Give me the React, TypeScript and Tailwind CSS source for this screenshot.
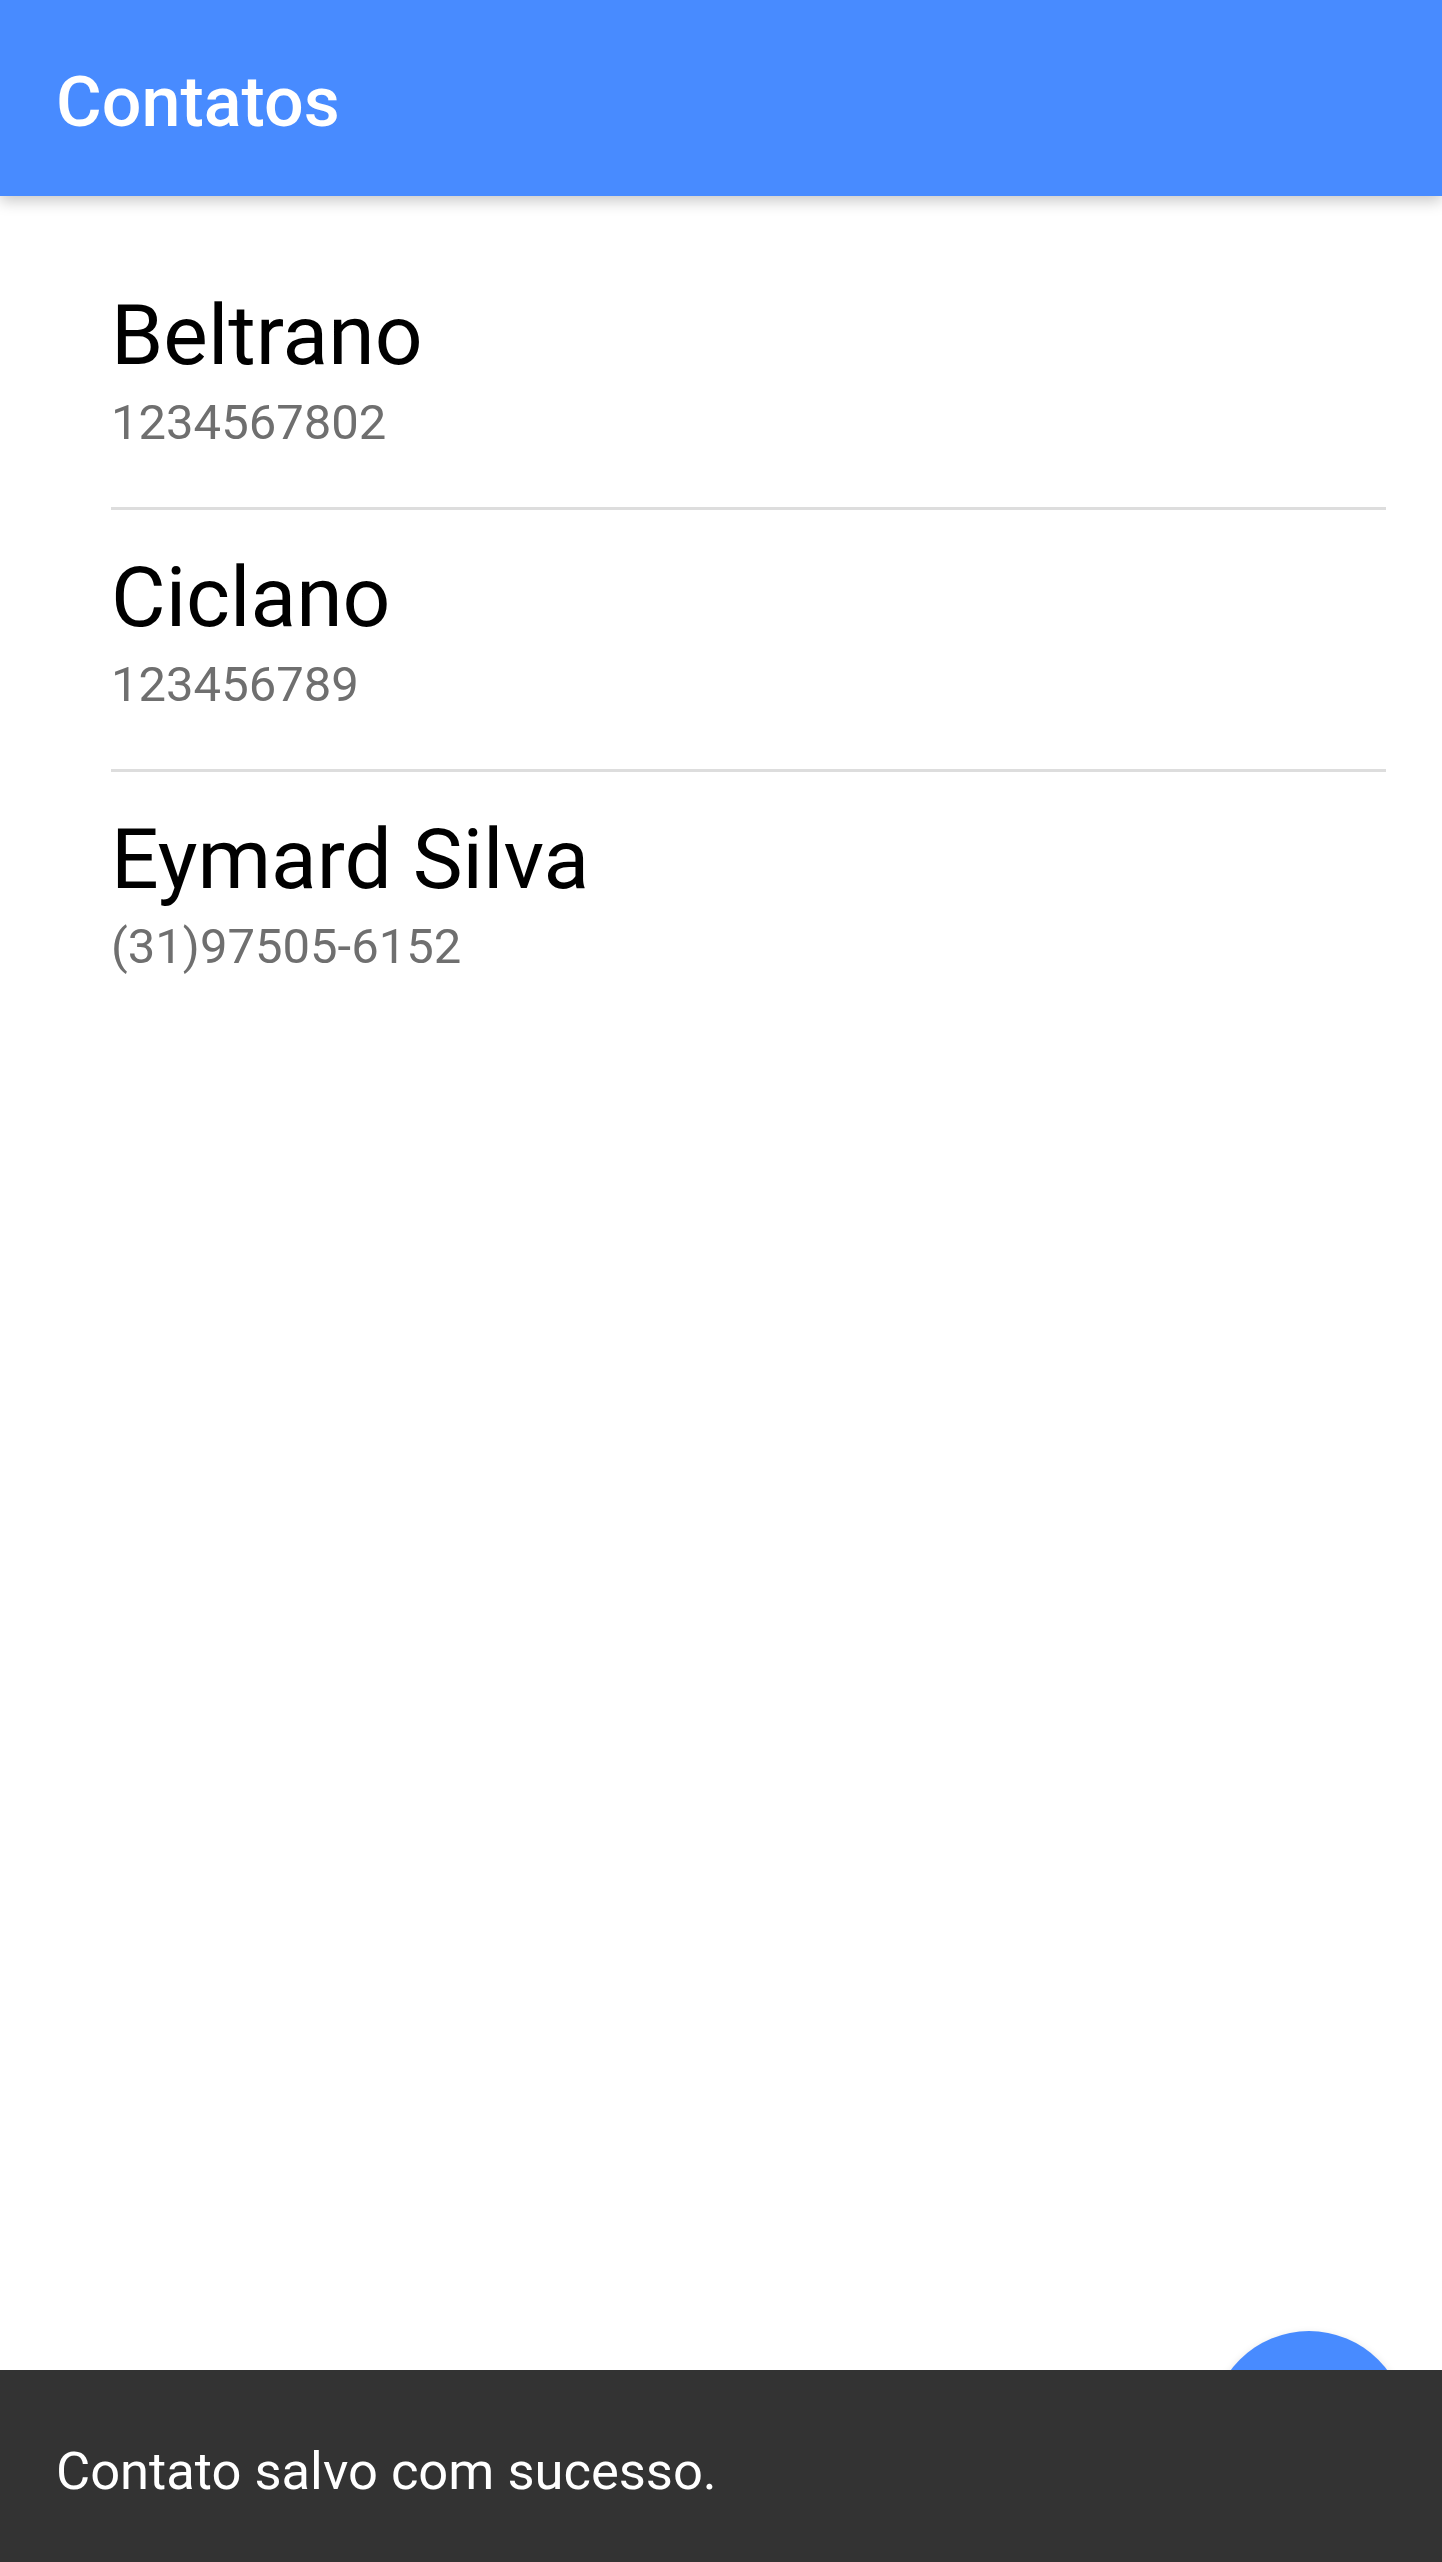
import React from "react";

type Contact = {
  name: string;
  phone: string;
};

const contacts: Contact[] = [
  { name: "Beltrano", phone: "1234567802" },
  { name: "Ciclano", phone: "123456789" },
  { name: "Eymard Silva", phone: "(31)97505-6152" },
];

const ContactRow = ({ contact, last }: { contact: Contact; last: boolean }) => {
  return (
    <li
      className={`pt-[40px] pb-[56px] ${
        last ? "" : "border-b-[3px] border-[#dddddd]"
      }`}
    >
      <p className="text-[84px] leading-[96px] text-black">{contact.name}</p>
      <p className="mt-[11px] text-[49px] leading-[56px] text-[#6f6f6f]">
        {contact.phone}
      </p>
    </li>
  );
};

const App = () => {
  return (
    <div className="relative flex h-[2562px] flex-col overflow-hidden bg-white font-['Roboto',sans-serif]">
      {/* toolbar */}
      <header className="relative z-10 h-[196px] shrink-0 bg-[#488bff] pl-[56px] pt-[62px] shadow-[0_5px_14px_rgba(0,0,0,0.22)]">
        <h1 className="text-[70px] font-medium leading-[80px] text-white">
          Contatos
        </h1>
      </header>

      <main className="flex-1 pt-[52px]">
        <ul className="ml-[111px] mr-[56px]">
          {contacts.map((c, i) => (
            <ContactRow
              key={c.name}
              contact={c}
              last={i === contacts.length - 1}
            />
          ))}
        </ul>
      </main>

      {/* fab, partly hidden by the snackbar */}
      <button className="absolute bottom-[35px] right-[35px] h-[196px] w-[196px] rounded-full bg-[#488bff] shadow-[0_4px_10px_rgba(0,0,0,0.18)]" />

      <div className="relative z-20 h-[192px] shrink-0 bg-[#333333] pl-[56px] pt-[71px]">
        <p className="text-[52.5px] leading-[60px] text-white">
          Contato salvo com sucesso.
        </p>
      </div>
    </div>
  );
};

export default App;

Goal => Except for the pictures, copy the material above exactly.

The response =>
Give me the React, TypeScript and Tailwind CSS source for this screenshot.
import React from "react";

type Contact = {
  name: string;
  phone: string;
};

const contacts: Contact[] = [
  { name: "Beltrano", phone: "1234567802" },
  { name: "Ciclano", phone: "123456789" },
  { name: "Eymard Silva", phone: "(31)97505-6152" },
];

const ContactRow = ({ contact, last }: { contact: Contact; last: boolean }) => {
  return (
    <li
      className={`pt-[40px] pb-[56px] ${
        last ? "" : "border-b-[3px] border-[#dddddd]"
      }`}
    >
      <p className="text-[84px] leading-[96px] text-black">{contact.name}</p>
      <p className="mt-[11px] text-[49px] leading-[56px] text-[#6f6f6f]">
        {contact.phone}
      </p>
    </li>
  );
};

const App = () => {
  return (
    <div className="relative flex h-[2562px] flex-col overflow-hidden bg-white font-['Roboto',sans-serif]">
      {/* toolbar */}
      <header className="relative z-10 h-[196px] shrink-0 bg-[#488bff] pl-[56px] pt-[62px] shadow-[0_5px_14px_rgba(0,0,0,0.22)]">
        <h1 className="text-[70px] font-medium leading-[80px] text-white">
          Contatos
        </h1>
      </header>

      <main className="flex-1 pt-[52px]">
        <ul className="ml-[111px] mr-[56px]">
          {contacts.map((c, i) => (
            <ContactRow
              key={c.name}
              contact={c}
              last={i === contacts.length - 1}
            />
          ))}
        </ul>
      </main>

      {/* fab, partly hidden by the snackbar */}
      <button className="absolute bottom-[35px] right-[35px] h-[196px] w-[196px] rounded-full bg-[#488bff] shadow-[0_4px_10px_rgba(0,0,0,0.18)]" />

      <div className="relative z-20 h-[192px] shrink-0 bg-[#333333] pl-[56px] pt-[71px]">
        <p className="text-[52.5px] leading-[60px] text-white">
          Contato salvo com sucesso.
        </p>
      </div>
    </div>
  );
};

export default App;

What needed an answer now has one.